Такова была картина театральной жизни Лондона на тот момент, когда молодой Шекспир, богатый пока только амбициями и планами, присоединился к стремительно разраставшемуся населению столицы. Перспективы вчерашнего провинциала трудно было назвать многообещающими: у Шекспира не было ни образования (в отличие от его соперников-драматургов), ни связей (не считая возможных контактов по торговому делу и адресов земляков, переехавших в столицу), ни капитала, необходимого для вхождения в число пайщиков труппы. Зато у него были (вероятно) определенный актерский опыт, знание жизни простого народа и представителей различных социальных групп и профессий, деловая сметка и практический склад ума, и, конечно, огромный талант, которому только предстояло проявиться.
В числе самых популярных анекдотов о Шекспире фигурирует история о том, что первой работой будущего драматурга в Лондоне был присмотр за лошадьми аристократов, приехавших в театр. Причина появления такого рода баек понятна: очередная «лакуна» в биографии Шекспира приходится как раз на период его первых месяцев в столице.

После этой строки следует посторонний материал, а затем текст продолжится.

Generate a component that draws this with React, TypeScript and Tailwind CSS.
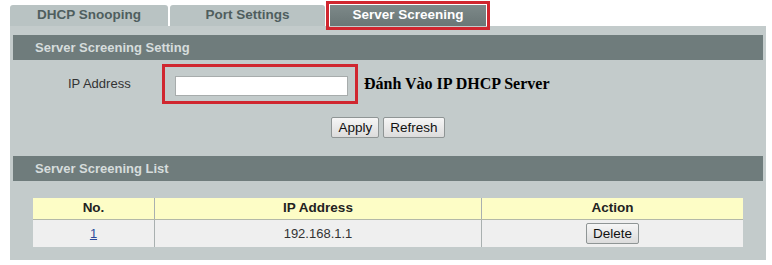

Трудно представить, как безвестный молодой человек сумел в краткие сроки не только пробиться на лондонскую сцену, но и попасть в число пайщиков-совладельцев театрального предприятия. Логичнее будет предположить, что у Шекспира все же были определенные связи в театральном мире, возникшие, скорее всего, еще в Стратфорде, который регулярно посещали гастролирующие труппы. Попробовав себя в качестве актера и здраво оценивая свои исполнительские возможности и перспективы, Шекспир переключился на другую сферу театральной деятельности – драматургию, и это было лучшим решением как для него самого, так и для всей литературы.